37) Исходя из соображения перехода части экспедиционного корпуса к активным действиям в Монголии и продолжающегося якобы наступления японцев, Унгерн решил перейти на нашу территорию, имея целью соединение с японцами в районе Верхнеудинска. При этом он рассчитывал на поддержку населения Джидинской и Селенгинской долины. Во время пребывания Унгерна в улусах Боргойских прилетевший аэроплан был им определённо сочтён за японский. Жители Селенгинска утверждали, что на происходившем недавно митинге красные говорили, что Унгерн идёт заодно с японцами и что его войска являются их боковым отрядом.
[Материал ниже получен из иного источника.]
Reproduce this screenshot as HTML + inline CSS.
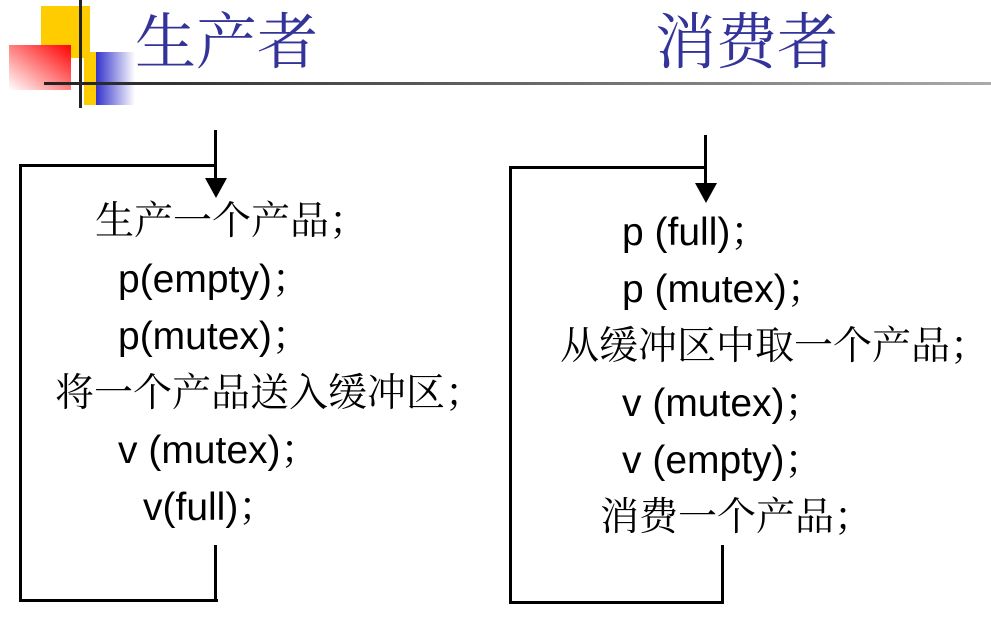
<!DOCTYPE html><html><head><meta charset="utf-8"><style>
body{margin:0;width:991px;height:635px;background:#fff;position:relative;overflow:hidden}
.a{position:absolute}
.t{position:absolute;font-family:"Liberation Sans","Noto Serif CJK SC",serif;font-size:39px;line-height:40px;color:#000;white-space:nowrap}
.h{position:absolute;font-family:"Noto Serif CJK SC",serif;font-size:61px;line-height:64px;color:#333399}
.l{position:absolute;background:#000}
</style></head><body>
<div class="a" style="left:41px;top:6px;width:49px;height:52px;background:#ffcc00"></div>
<div class="a" style="left:9px;top:45px;width:62px;height:45px;background:linear-gradient(to bottom left,#ff0000,#ffffff)"></div>
<div class="a" style="left:84px;top:52px;width:12px;height:53px;background:#ffcc00"></div>
<div class="a" style="left:96px;top:52px;width:39px;height:53px;background:linear-gradient(to right,#3333cc,#ffffff)"></div>
<div class="a" style="left:79px;top:0;width:3px;height:108px;background:#222"></div>
<div class="a" style="left:44px;top:82px;width:947px;height:3px;background:linear-gradient(to right,#222,#aaa)"></div>
<div class="h" style="left:135px;top:6px">生产者</div>
<div class="h" style="left:655px;top:6px">消费者</div>

<div class="l" style="left:19px;top:164px;width:197px;height:3px"></div>
<div class="l" style="left:19px;top:164px;width:3px;height:438px"></div>
<div class="l" style="left:19px;top:599px;width:199px;height:3px"></div>
<div class="l" style="left:214px;top:545px;width:3px;height:57px"></div>
<div class="l" style="left:214px;top:130px;width:3px;height:55px"></div>
<svg class="a" style="left:205px;top:178px" width="22" height="20"><polygon points="0,0 22,0 11,20" fill="#000"/></svg>

<div class="l" style="left:509px;top:166px;width:197px;height:3px"></div>
<div class="l" style="left:509px;top:166px;width:3px;height:438px"></div>
<div class="l" style="left:509px;top:601px;width:215px;height:3px"></div>
<div class="l" style="left:721px;top:545px;width:3px;height:59px"></div>
<div class="l" style="left:704px;top:135px;width:3px;height:55px"></div>
<svg class="a" style="left:695px;top:183px" width="22" height="20"><polygon points="0,0 22,0 11,20" fill="#000"/></svg>

<div class="t" style="left:95px;top:202px">生产一个产品；</div>
<div class="t" style="left:118px;top:260px">p(empty)；</div>
<div class="t" style="left:118px;top:317px">p(mutex)；</div>
<div class="t" style="left:55px;top:374px">将一个产品送入缓冲区；</div>
<div class="t" style="left:118px;top:431px">v (mutex)；</div>
<div class="t" style="left:143px;top:488px">v(full)；</div>

<div class="t" style="left:622px;top:213px">p (full)；</div>
<div class="t" style="left:622px;top:270px">p (mutex)；</div>
<div class="t" style="left:560px;top:327px">从缓冲区中取一个产品；</div>
<div class="t" style="left:622px;top:384px">v (mutex)；</div>
<div class="t" style="left:622px;top:441px">v (empty)；</div>
<div class="t" style="left:600px;top:498px">消费一个产品；</div>
</body></html>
Всё это вместе взятое давало пищу уверенности Унгерна в наступлении японцев
[170]
. Убедившись по выходе в район Загустай – Нижний Убукун, что японцев нет и что в районе Верхнеудинска ждёт отпор, Унгерн повернул обратно в Монголию, намереваясь пройти туда примерно через Желтуринскую. Встретившиеся Унгерну по пути части 105-й бригады не помешали бы ему уйти в Монголию, если бы не автобронеотряд, который в момент атаки и начавшегося перевеса на сторону Унгерна неожиданно спустился с горы и, подойдя вплотную, обстрелял конницу Унгерна пулемётным огнём
[171]
. Монголы в панике бросились бежать в направлении реки Иро, задержать бегущих не представлялось никакой возможности. Пришлось невольно отступить по Иройской пади.
38) Повернув обратно в Монголию, Унгерн возымел намерение уйти через всю Монголию на юг, объясняя это решение тем, что убедился в необходимости дать здесь «пережить красное» и предупредить «красноту» на юге, где она только начинается
[172]
. Зарождающуюся на юге «красноту» он видит в революции, совершившейся в Южном Китае, и борьбе его с Северным Китаем.
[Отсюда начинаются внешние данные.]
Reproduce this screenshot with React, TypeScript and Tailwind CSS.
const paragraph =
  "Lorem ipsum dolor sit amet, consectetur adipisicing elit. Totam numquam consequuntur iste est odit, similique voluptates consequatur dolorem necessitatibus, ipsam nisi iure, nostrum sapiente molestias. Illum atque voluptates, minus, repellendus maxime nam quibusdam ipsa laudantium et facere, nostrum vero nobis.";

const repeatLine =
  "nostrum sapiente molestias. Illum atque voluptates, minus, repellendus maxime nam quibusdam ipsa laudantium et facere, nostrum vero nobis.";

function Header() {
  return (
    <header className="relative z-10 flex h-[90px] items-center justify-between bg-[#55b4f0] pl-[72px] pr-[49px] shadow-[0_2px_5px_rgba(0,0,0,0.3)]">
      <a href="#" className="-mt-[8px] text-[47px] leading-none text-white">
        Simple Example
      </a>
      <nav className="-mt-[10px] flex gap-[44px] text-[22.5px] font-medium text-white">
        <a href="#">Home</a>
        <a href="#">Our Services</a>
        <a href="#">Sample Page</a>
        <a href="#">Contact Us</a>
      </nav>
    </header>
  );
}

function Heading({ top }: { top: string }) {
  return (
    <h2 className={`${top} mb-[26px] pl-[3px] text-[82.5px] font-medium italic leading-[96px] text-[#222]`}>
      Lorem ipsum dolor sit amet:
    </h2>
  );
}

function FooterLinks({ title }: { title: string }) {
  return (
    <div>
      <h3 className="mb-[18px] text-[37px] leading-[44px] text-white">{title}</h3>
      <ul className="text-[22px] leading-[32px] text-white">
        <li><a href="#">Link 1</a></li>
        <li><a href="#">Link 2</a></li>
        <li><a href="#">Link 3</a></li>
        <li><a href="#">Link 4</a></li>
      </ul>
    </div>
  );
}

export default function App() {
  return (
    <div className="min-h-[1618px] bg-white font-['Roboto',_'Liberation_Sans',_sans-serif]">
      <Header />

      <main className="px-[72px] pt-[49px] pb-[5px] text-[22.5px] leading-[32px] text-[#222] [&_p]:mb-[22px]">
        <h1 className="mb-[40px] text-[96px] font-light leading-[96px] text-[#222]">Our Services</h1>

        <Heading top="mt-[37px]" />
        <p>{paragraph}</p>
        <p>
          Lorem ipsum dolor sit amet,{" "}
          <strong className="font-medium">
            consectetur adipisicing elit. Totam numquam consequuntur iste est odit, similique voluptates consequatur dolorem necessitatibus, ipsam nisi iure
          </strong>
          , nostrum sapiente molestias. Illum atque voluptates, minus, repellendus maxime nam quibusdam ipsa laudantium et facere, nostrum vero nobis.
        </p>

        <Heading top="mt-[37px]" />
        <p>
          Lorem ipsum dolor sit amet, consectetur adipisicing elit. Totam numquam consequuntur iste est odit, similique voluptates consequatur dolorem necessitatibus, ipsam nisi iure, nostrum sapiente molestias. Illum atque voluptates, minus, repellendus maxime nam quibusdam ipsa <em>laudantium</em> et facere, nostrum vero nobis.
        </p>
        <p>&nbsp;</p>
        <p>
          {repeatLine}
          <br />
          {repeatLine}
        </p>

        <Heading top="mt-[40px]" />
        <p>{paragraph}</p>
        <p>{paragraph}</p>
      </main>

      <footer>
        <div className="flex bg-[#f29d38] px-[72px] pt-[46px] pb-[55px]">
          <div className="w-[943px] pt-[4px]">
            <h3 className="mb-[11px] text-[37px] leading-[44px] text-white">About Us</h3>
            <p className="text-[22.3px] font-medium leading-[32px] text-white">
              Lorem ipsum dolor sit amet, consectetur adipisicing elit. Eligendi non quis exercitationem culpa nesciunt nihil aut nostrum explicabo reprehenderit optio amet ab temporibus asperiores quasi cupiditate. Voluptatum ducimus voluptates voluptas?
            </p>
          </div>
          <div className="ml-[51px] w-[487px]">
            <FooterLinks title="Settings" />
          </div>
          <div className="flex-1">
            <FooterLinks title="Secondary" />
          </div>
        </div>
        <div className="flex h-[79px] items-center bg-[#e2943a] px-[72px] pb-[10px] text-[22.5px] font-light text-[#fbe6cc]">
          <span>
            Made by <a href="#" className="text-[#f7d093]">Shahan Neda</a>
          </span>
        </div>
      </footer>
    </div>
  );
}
39) Присутствие в своём отряде японцев Унгерн объясняет добровольным их вступлением. Всего насчитывалось у него до 70 человек, из них большинство бежало. Оставшиеся, до 30 человек, до последнего времени находились в отряде.
40) На вопрос об организации своего питания объяснил, что пользовался «своим скотом», каковым он считает скот, взятый у Центросоюза. Скота у местных жителей не отбирал; кроме того, у него было 150 000 (рублей. – Л. Ю.) золотом.
41) На вопрос о причинах его ненависти к евреям отвечал, что считает их главными виновниками свершившейся русской революции.
42) Агентуры в нашем расположении Унгерн не имел.
43) Управлял своим войском единолично и непосредственно, путём отдачи приказаний лично им через ординарцев.
44) Расстрел в Ново-Дмитриевке двух семей, 9 человек с детьми, был совершён с его ведома и по его личному приказанию. Также по его личному приказанию была уничтожена семья в Капчеранской, о чём в штакоре сведений не было. О побуждениях к расстрелу детей Унгерн ответил буквально:
«Чтобы не оставлять хвостов».
45) Захваченные в дацане Гусиноозерском комсостав 232-го полка и политработники были расстреляны также по его личному приказанию. По его же приказанию был расстрелян попавший к нему в плен у Шабартуя помначштабрига 104 т. Каннабих.